Maybe Markowitz was wrong.
The Myth of Unsystematic Risk
The current collapse has at its root a couple basic banking errors: the artificial suppression of the Chinese Yuan and the Japanese Yen that sent trillions of dollars of economic surplus looking for a home in the West, and the foolish application of the religion of Modern Portfolio Theory to find a home for this money.
What makes MPT so dangerous?
MPT is dangerous because of the culture it has encouraged.
MPT is dangerous because it preaches the false idea that the only way to reduce unsystematic risk is to diversify it away. The famous diagram of risk versus return implicitly assumes that specific risk is fully random, and that the only way to manage risk is through averaging.
However, in the real world, there is plenty of risk that is neither random nor global. There are specific business ideas that are truly destined to succeed or fail. There are specific people who true talents or incompetents. The world is not information-free and not all events in the world are unpredictable.
MPT tells you exactly how to diversify perfectly in a perfect-information world.
Unfortunately, for most investments, this is just a waste of time.
Most of the world's investments are in prosaic forms like small business loans and homeowner mortgages.
At the scale of one mortgage, the future is not random. A mortgage represents a person with a specific job, with specific savings and a specific family, health, education, spending habits, dreams, and priorities. And despite the fact that every borrower is so different, everybody generally gets about the same mortgage interest rate. The mortgage market is clearly, obviously, certainly, an inefficient market with plenty of room for improvement by clever lenders.

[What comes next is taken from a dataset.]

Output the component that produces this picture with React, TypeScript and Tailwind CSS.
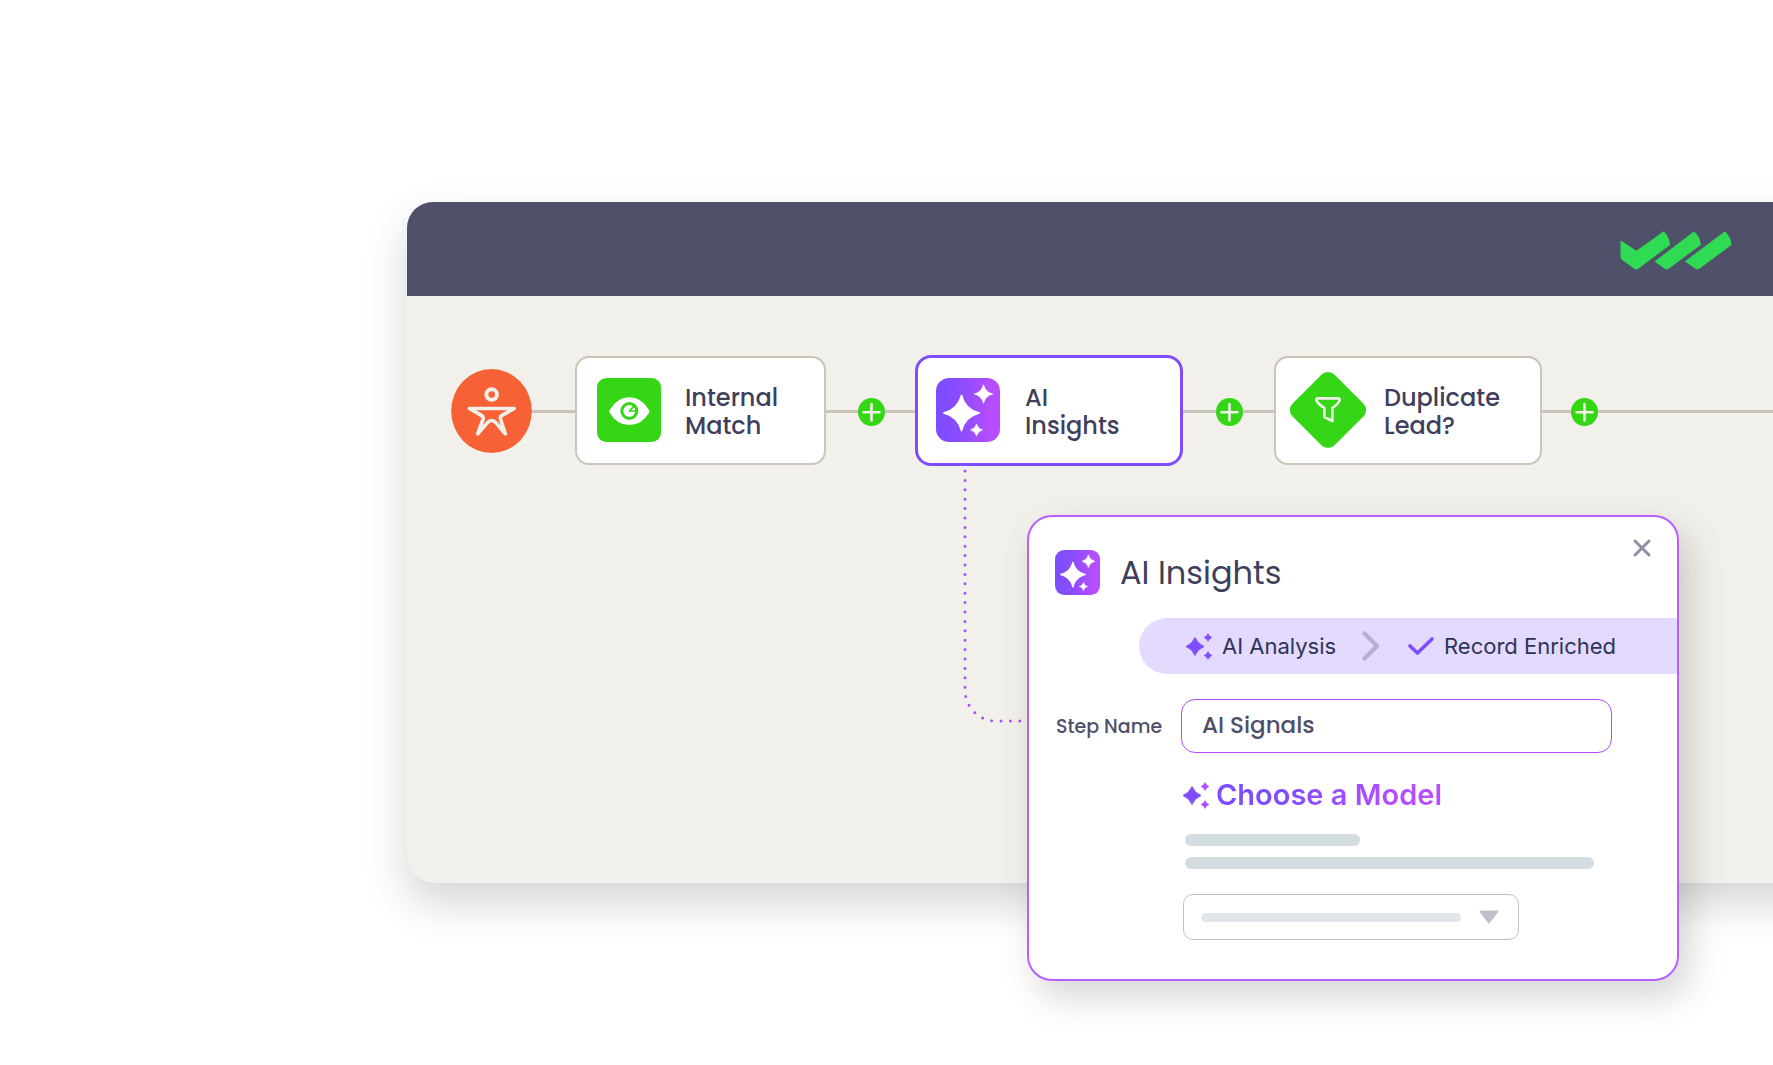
import React, { useId } from "react";

const STAR = "M0-1Q.2-.2 1 0Q.2 .2 0 1Q-.2 .2-1 0Q-.2-.2 0-1Z";

function Star({ x, y, r, fill }: { x: number; y: number; r: number; fill: string }) {
  return (
    <path
      d={STAR}
      transform={`translate(${x} ${y}) scale(${r})`}
      fill={fill}
      stroke={fill}
      strokeWidth={0.08}
      strokeLinejoin="round"
    />
  );
}

function InsightsIcon({ className }: { className: string }) {
  const id = useId();
  return (
    <svg viewBox="0 0 64 64" className={className} aria-hidden="true">
      <defs>
        <linearGradient id={id}>
          <stop offset="0.1" stopColor="#7f4dff" />
          <stop offset="0.45" stopColor="#8f4dff" />
          <stop offset="0.85" stopColor="#b64dff" />
        </linearGradient>
      </defs>
      <rect width="64" height="64" rx="13" fill={`url(#${id})`} />
      <Star x={25.5} y={35} r={17.8} fill="#fff" />
      <Star x={47.5} y={16} r={9.2} fill="#fff" />
      <Star x={40.5} y={52} r={6.2} fill="#fff" />
    </svg>
  );
}

function Sparkles({ accent }: { accent: string }) {
  return (
    <svg viewBox="0 0 26 27" className="h-[27px] w-[26px] shrink-0" aria-hidden="true">
      <g strokeLinejoin="round">
        <path d="M9 4.5Q11.5 11 18 13.5Q11.5 16 9 22.5Q6.500 16 0 13.500Q6.500 11 9 4.500Z" fill="#7f4dff" stroke="#7f4dff" strokeWidth="1" />
        <path d="M22 .5Q23 3.500 26 4.500Q23 5.500 22 8.500Q21 5.500 18 4.500Q21 3.500 22 .5Z" fill={accent} stroke={accent} strokeWidth=".6" />
        <path d="M22 18.500Q23 21.500 26 22.500Q23 23.500 22 26.500Q21 23.500 18 22.500Q21 21.500 22 18.500Z" fill={accent} stroke={accent} strokeWidth=".6" />
      </g>
    </svg>
  );
}

function Line({ className }: { className: string }) {
  return <div className={`mt-0.5 h-[3px] bg-[#cbc5b9] ${className}`} />;
}

function AddStep() {
  return (
    <button type="button" aria-label="Add step" className="mt-0.5 h-7 w-[27px] shrink-0">
      <svg viewBox="0 0 27 28" className="h-7 w-[27px]" aria-hidden="true">
        <ellipse cx="13.5" cy="14" rx="13.5" ry="14" fill="#34d616" />
        <path d="M13.500 6V22.500M5.500 14.200H21.500" stroke="#f2f0ea" strokeWidth="2.600" strokeLinecap="round" />
      </svg>
    </button>
  );
}

function StepLabel({ lines }: { lines: string[] }) {
  return (
    <div className="pt-0.5 text-2xl leading-7 font-medium text-[#3f3f5c]">
      {lines.map((line) => (
        <div key={line}>{line}</div>
      ))}
    </div>
  );
}

function Logo() {
  return (
    <svg viewBox="0 0 336 118" className="h-[39px] w-28" role="img" aria-label="Logo">
      <g fill="#2edb52">
        <path d="M4 30L48 60L131 1Q150 22 150 42L54 114Q48 119 42 114L4 87Q0 83 0 78V34Q0 28 4 30Z" />
        <path d="M103 92L223 1Q243 22 243 42L146 114Q140 119 134 114Z" />
        <path d="M195 92L316 1Q336 22 336 42L239 114Q233 119 227 114Z" />
      </g>
    </svg>
  );
}

function Header() {
  return (
    <header className="flex h-[94px] items-center justify-end rounded-tl-[26px] bg-[#4f5069] pt-0.5 pr-[105px]">
      <Logo />
    </header>
  );
}

function Flow() {
  return (
    <div className="flex items-center pl-11">
      <svg viewBox="0 0 243 253" className="h-[84px] w-[81px] shrink-0" role="img" aria-label="Start">
        <ellipse cx="121.500" cy="126.500" rx="121.500" ry="126.500" fill="#f66135" />
        <g fill="none" stroke="#f2f0ea" strokeLinejoin="round">
          <circle cx="122" cy="77" r="16" strokeWidth="12" />
          <path d="M55 119H190L154 139Q146 143 149 152L163 195L136 163Q122 147 108 163L80 195L96 152Q98 143 90 139Z" strokeWidth="11" />
        </g>
      </svg>
      <Line className="w-[43px] shrink-0" />
      <div className="flex h-[109px] w-[251px] shrink-0 items-center gap-6 rounded-[14px] border-2 border-[#cbc5b9] bg-white pl-5">
        <svg viewBox="0 0 192 192" className="mb-0.5 size-16 shrink-0" aria-hidden="true">
          <rect width="192" height="192" rx="28" fill="#34d616" />
          <path d="M38 96Q60 58 97 58T156 96Q160 100 156 104Q134 141 97 141T38 104Q35 100 38 96Z" fill="#fff" />
          <circle cx="97" cy="99" r="22.500" fill="none" stroke="#34d616" strokeWidth="9" />
          <path d="M97 99H117M97 99L110 86" stroke="#34d616" strokeWidth="5" strokeLinecap="round" />
        </svg>
        <StepLabel lines={["Internal", "Match"]} />
      </div>
      <Line className="w-8 shrink-0" />
      <AddStep />
      <Line className="w-[30px] shrink-0" />
      <div className="relative flex h-[111px] w-[268px] shrink-0 items-center gap-[25px] rounded-2xl border-3 border-[#7f4dff] bg-white pl-[18px]">
        <InsightsIcon className="mb-0.5 size-16 shrink-0" />
        <StepLabel lines={["AI", "Insights"]} />
        <svg viewBox="0 0 64 256" className="absolute top-[110px] left-[43px] h-64 w-16" aria-hidden="true">
          <path
            d="M4 3V222A31 31 0 0 0 35 253H62"
            fill="none"
            stroke="#b14dff"
            strokeWidth="3"
            strokeLinecap="round"
            strokeDasharray="0 9.4"
          />
        </svg>
      </div>
      <Line className="w-[33px] shrink-0" />
      <AddStep />
      <Line className="w-[31px] shrink-0" />
      <div className="flex h-[109px] w-[268px] shrink-0 items-center gap-[17px] rounded-[14px] border-2 border-[#cbc5b9] bg-white pl-[13px]">
        <svg viewBox="0 0 234 234" className="mb-0.5 size-[78px] shrink-0" aria-hidden="true">
          <rect x="28" y="28" width="178" height="178" rx="28" transform="rotate(45 117 117)" fill="#34d616" />
          <path
            d="M86 82H147Q152 82 152 87Q149 98 130 111V150L106 138V111Q86 98 82 87Q81 82 86 82Z"
            fill="none"
            stroke="#f2f0ea"
            strokeWidth="8"
            strokeLinejoin="round"
          />
        </svg>
        <StepLabel lines={["Duplicate", "Lead?"]} />
      </div>
      <Line className="w-[29px] shrink-0" />
      <AddStep />
      <Line className="min-w-8 flex-1" />
    </div>
  );
}

function InsightsPanel() {
  return (
    <section
      aria-labelledby="panel-title"
      className="absolute top-[313px] left-[620px] w-[652px] overflow-hidden rounded-[25px] border-2 border-[#b95fff] bg-white pt-[33px] pb-[39px] shadow-[10px_16px_36px_rgba(0,0,0,0.17)]"
    >
      <div className="flex h-[45px] items-center gap-5 pl-[26px]">
        <InsightsIcon className="size-[45px] shrink-0" />
        <h2 id="panel-title" className="text-[32px] leading-10 text-[#3f3f5c]">
          AI Insights
        </h2>
      </div>
      <button type="button" aria-label="Close" className="absolute top-[19px] right-[23px] p-0.5">
        <svg viewBox="0 0 20 20" className="size-5" aria-hidden="true">
          <path d="M3 3L17 17M17 3L3 17" stroke="#918fa3" strokeWidth="3" strokeLinecap="round" />
        </svg>
      </button>

      <div className="mt-[23px] ml-[110px] flex h-14 items-center rounded-l-full bg-[#e4d9ff] pl-[47px] font-['Inter',sans-serif] text-[22px] text-[#2c3557]">
        <Sparkles accent="#7f4dff" />
        <span className="ml-2.5 w-[140px]">AI Analysis</span>
        <svg viewBox="0 0 18 30" className="h-[30px] w-[18px] shrink-0" aria-hidden="true">
          <path d="M2.500 2.500L15 15L2.500 27.500" fill="none" stroke="#b8add4" strokeWidth="4.400" strokeLinecap="round" strokeLinejoin="round" />
        </svg>
        <svg viewBox="0 0 26 18" className="ml-7 h-[18px] w-[26px] shrink-0" aria-hidden="true">
          <path d="M2 9L9.500 16L24 2" fill="none" stroke="#7f4dff" strokeWidth="3.600" strokeLinecap="round" strokeLinejoin="round" />
        </svg>
        <span className="ml-2.5 whitespace-nowrap">Record Enriched</span>
      </div>

      <div className="mt-[25px] flex items-center pl-[27px] text-[#4f5069]">
        <label htmlFor="step-name" className="w-[125px] shrink-0 pt-0.5 text-[19px] font-medium">
          Step Name
        </label>
        <input
          id="step-name"
          defaultValue="AI Signals"
          className="h-[54px] w-[431px] rounded-[14px] border border-[#b14dff] px-5 pb-0.5 text-[23px] font-medium outline-none"
        />
      </div>

      <div className="ml-[154px]">
        <h3 className="mt-6 flex items-center gap-[7px]">
          <Sparkles accent="#b14dff" />
          <span className="bg-linear-to-r from-[#7f4dff] from-30% to-[#b64dff] to-80% bg-clip-text font-['Inter',sans-serif] text-[29px] leading-9 font-semibold text-transparent">
            Choose a Model
          </span>
        </h3>
        <div className="mt-[21px] ml-0.5 h-3 w-[175px] rounded-full bg-[#d3dce1]" />
        <div className="mt-[11px] ml-0.5 h-3 w-[409px] rounded-full bg-[#d3dce1]" />
        <div className="relative mt-[25px] w-[336px]">
          <select aria-label="Model" className="block h-[46px] w-full appearance-none rounded-[10px] border border-[#c0bfcb] bg-white outline-none">
            <option value="" />
          </select>
          <div className="pointer-events-none absolute inset-0 flex items-center justify-between pr-5 pl-[18px]">
            <div className="h-[9px] w-[260px] rounded-full bg-[#dfe7ea]" />
            <svg viewBox="0 0 20 14" className="h-3.5 w-5" aria-hidden="true">
              <path d="M1.500 1.500H18.500L10 12.500Z" fill="#c0bfcb" stroke="#c0bfcb" strokeWidth="2" strokeLinejoin="round" />
            </svg>
          </div>
        </div>
      </div>
    </section>
  );
}

export default function App() {
  return (
    <main className="min-h-screen overflow-hidden bg-white pt-[202px] pb-20 pl-[407px] font-['Poppins','Inter',sans-serif]">
      <div className="relative -mr-16 rounded-l-[28px] bg-[#f2f0ea] shadow-[0_20px_44px_rgba(0,0,0,0.17)]">
        <Header />
        <div className="pt-[59px] pb-[417px]">
          <Flow />
        </div>
        <InsightsPanel />
      </div>
    </main>
  );
}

The right way to reduce risk in an inefficient market is not to diversify, but to collect and analyze more information so that you can come up with a better price for each borrower.
But under the religion of Modern Portfolio Theory, the role of the banker is redefined. An MPT banker knows "you can't beat the market" by picking a price. Instead of attempting price discrimination, bankers now "manage risk" though a lot of diversification busywork.
With MPT, bankers can proclaim proudly that their portfolios are not only the best in the world, but Mathematically Ideal. No other portfolio in any possible universe could be better.
But in the end, if all you are doing is mixing investments, the exercise comes down to holding your nose and putting a bunch of trash in a bag. When you are all done, you still have a bag of trash.
The Tulip Problem
Portfolio theorists would point out that they are perfectly aware of high risks and that there is nothing wrong with that - the numbers may be bigger, but they are still carefully measured and plugged into their models.
What is wrong with that?
The problem occurs when all the buyers in the market hold the same belief in randomness. When all the buyers assume that surprises are essentially unpredictable, the sellers have an easy time coming up with predictable surprises - they have no reason to play fair.
When all the mortgage lenders believe in a perfect market, they are all wrong. Mortgage takers - mortgage brokers, home refinancers, home developers - win by discovering the blindness of lenders and borrowing as much as they like.
Without buyers who doubt the validity of the market, you have no market.
In a world of market-believing, model-following, computer-automated MPT buyers, failures no longer happen because of "risk". Failures happen because of self-delusion. Through all the math, we bottom line is that the Ideal Portfolio recommends buying tulips only because everybody else is buying tulips.
MPT is the cultural blindfold that has deceived us all.